## What you should do
Locate all lines with the word "React" and copy them out.

## Information shown

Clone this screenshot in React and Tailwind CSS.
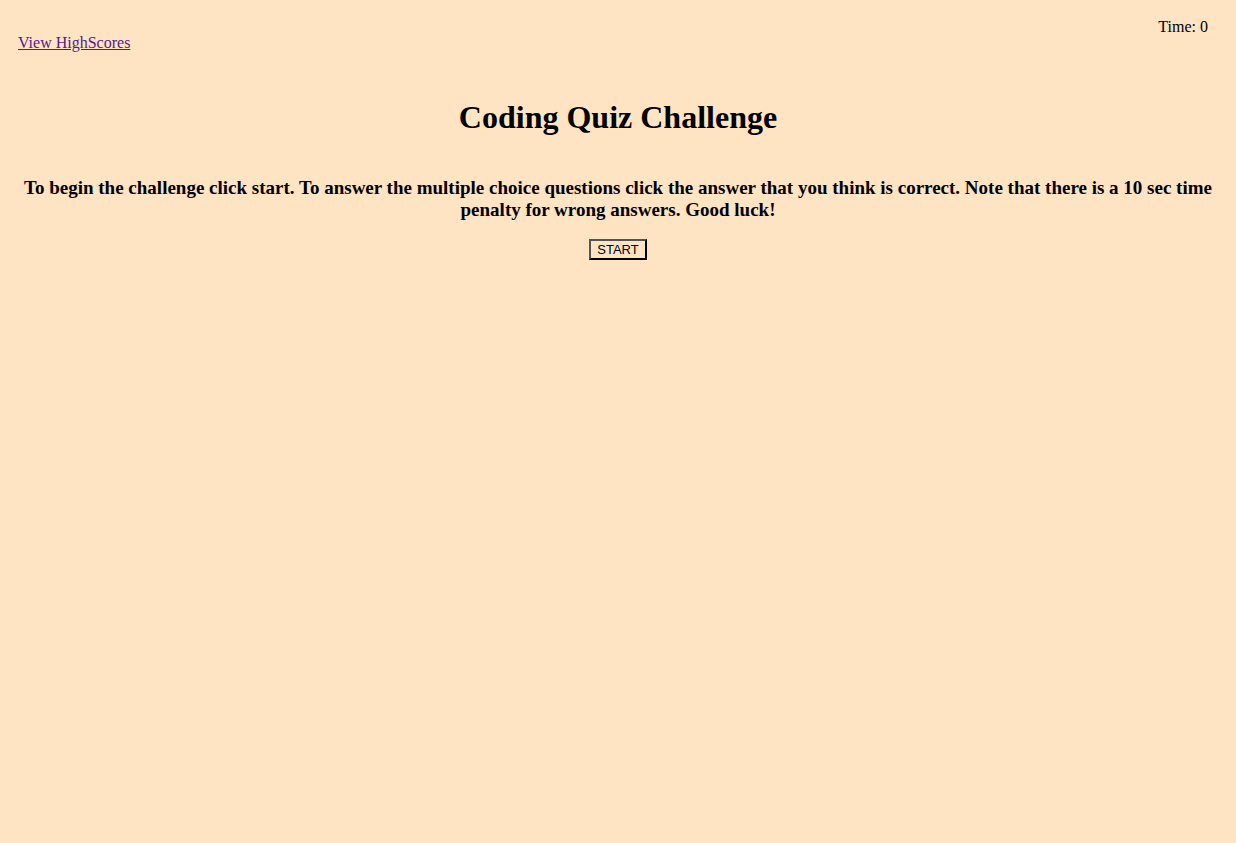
import React from "react";

export default function App() {
  return (
    <div className="min-h-screen bg-[#ffe4c4] px-[18px] pt-[18px] font-['Liberation_Serif','Times_New_Roman',serif] text-base leading-[18px] text-black">
      <header className="flex items-start justify-between">
        <a href="#highscores" className="mt-4 text-[#551a8b] underline">
          View HighScores
        </a>
        <div className="pr-[10px]">Time: 0</div>
      </header>
      <main className="flex flex-col items-center text-center">
        <h1 className="mt-[47px] text-[32px] leading-[37px] font-bold">Coding Quiz Challenge</h1>
        <h3 className="mt-[41px] text-[19px] leading-[22px] font-bold">
          To begin the challenge click start. To answer the multiple choice questions click the
          answer that you think is correct. Note that there is a 10 sec time penalty for wrong
          answers. Good luck!
        </h3>
        <button
          type="button"
          className="mt-[18px] border-2 border-black px-[6px] py-px font-['Liberation_Sans',Arial,sans-serif] text-[13px] leading-[15px] [border-style:outset]"
        >
          START
        </button>
      </main>
    </div>
  );
}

## Written solution
Clone this screenshot in React and Tailwind CSS.
import React from "react";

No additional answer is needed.